▶ **RECORDED INFORMATION**:
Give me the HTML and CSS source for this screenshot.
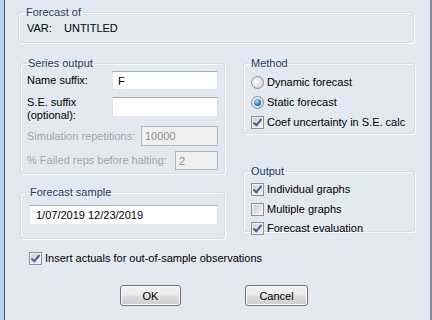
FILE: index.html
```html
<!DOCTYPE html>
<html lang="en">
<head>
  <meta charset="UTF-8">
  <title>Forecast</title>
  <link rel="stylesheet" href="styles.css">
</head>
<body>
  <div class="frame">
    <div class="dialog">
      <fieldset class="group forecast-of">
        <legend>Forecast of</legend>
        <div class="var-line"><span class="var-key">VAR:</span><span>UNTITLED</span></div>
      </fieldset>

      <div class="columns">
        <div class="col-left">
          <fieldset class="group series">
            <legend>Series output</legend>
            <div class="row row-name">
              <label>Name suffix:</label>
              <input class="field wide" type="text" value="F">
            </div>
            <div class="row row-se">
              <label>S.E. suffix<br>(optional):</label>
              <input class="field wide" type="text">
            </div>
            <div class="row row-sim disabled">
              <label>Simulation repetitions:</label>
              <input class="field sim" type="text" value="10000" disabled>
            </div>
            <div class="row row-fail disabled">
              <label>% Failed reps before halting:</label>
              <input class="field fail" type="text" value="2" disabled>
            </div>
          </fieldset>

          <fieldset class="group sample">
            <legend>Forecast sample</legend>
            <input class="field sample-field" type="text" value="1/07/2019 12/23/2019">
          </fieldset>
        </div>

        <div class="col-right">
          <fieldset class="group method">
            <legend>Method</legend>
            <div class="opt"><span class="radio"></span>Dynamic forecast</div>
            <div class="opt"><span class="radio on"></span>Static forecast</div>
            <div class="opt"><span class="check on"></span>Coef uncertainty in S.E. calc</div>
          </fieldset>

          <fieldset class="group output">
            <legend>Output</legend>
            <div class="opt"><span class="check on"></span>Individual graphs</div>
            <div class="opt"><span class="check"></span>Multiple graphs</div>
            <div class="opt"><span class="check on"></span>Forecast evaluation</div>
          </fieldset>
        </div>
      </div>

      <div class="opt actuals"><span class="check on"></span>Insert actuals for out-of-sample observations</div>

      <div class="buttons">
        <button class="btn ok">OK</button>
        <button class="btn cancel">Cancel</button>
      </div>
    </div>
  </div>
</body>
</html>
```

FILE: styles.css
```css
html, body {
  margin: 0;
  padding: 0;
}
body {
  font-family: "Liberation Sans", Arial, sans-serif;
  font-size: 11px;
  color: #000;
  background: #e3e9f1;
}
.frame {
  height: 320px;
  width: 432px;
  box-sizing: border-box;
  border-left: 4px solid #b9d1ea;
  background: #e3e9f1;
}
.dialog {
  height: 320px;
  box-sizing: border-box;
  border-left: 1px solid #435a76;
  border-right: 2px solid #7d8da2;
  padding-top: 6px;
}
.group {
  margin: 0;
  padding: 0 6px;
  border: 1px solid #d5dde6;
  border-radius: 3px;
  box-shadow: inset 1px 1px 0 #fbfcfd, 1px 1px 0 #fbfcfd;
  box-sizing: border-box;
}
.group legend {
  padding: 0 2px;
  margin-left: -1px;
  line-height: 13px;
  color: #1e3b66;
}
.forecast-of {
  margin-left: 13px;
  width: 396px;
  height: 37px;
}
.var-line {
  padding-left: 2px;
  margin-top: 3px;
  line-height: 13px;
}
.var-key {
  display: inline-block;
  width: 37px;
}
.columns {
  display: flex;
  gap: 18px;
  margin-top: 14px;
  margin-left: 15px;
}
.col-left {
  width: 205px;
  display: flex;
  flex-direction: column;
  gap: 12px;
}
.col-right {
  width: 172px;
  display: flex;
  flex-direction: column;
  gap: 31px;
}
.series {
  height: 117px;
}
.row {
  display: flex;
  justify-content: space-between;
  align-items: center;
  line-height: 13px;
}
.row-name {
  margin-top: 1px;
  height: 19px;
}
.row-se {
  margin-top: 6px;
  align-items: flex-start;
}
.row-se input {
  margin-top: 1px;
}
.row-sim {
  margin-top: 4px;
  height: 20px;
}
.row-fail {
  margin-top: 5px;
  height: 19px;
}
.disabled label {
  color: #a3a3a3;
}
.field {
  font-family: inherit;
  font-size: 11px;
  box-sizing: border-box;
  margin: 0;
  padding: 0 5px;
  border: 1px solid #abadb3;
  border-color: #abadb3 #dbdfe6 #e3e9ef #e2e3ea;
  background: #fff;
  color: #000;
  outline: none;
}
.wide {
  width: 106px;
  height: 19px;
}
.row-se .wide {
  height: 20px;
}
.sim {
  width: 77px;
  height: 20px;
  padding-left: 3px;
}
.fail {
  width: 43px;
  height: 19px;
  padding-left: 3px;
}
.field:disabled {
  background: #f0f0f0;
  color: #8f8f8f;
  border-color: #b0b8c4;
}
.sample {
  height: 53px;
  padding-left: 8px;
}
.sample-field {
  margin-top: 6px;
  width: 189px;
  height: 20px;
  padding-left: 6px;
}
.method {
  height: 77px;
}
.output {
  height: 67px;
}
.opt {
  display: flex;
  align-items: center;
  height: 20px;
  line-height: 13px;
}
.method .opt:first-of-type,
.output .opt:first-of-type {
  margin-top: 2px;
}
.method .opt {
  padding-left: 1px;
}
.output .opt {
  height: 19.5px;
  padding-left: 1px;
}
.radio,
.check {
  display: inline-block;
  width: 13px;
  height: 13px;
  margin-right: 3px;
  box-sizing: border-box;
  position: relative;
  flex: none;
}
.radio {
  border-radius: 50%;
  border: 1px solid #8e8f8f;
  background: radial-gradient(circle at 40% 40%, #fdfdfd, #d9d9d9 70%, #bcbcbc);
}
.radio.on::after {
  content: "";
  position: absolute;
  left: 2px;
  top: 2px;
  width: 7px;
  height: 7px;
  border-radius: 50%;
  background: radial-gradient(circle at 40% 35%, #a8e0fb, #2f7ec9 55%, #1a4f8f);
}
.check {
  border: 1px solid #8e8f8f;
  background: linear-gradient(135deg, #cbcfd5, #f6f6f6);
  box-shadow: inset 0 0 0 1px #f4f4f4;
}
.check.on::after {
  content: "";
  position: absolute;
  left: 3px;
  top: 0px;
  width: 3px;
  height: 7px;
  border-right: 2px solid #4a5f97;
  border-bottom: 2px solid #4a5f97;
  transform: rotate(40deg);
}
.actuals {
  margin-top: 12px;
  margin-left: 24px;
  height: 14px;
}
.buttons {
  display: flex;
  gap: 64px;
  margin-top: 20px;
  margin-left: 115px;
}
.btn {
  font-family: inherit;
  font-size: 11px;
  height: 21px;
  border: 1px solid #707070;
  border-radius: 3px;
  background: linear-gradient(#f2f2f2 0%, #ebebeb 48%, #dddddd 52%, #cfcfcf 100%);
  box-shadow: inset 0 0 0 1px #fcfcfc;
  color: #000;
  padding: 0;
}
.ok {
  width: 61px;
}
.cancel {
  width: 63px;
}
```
* * *
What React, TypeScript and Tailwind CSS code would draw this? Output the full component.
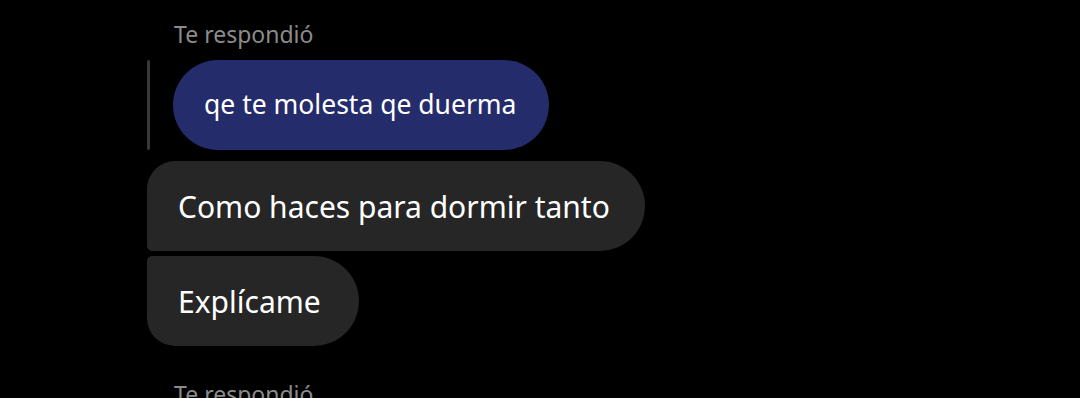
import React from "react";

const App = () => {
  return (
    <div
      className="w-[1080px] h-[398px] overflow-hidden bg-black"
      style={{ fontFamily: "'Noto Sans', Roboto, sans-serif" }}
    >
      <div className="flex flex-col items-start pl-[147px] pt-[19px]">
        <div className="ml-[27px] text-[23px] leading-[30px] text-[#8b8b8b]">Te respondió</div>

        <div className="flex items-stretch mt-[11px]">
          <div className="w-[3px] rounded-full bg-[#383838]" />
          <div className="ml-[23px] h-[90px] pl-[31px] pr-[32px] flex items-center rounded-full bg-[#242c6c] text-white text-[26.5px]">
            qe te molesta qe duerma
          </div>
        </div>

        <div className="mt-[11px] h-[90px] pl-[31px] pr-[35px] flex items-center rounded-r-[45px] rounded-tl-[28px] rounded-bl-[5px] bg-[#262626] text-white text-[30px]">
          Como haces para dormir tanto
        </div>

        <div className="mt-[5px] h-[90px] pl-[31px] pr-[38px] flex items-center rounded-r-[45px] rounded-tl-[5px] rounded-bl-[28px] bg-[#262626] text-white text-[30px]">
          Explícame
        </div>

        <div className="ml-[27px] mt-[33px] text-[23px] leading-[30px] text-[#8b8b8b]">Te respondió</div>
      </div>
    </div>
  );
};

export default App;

▶ **STATED GOAL**: Go through the data above and find the lines with the word "this". Copy each of those lines.

▶ **TASK RESPONSE**:
Give me the HTML and CSS source for this screenshot.
What React, TypeScript and Tailwind CSS code would draw this? Output the full component.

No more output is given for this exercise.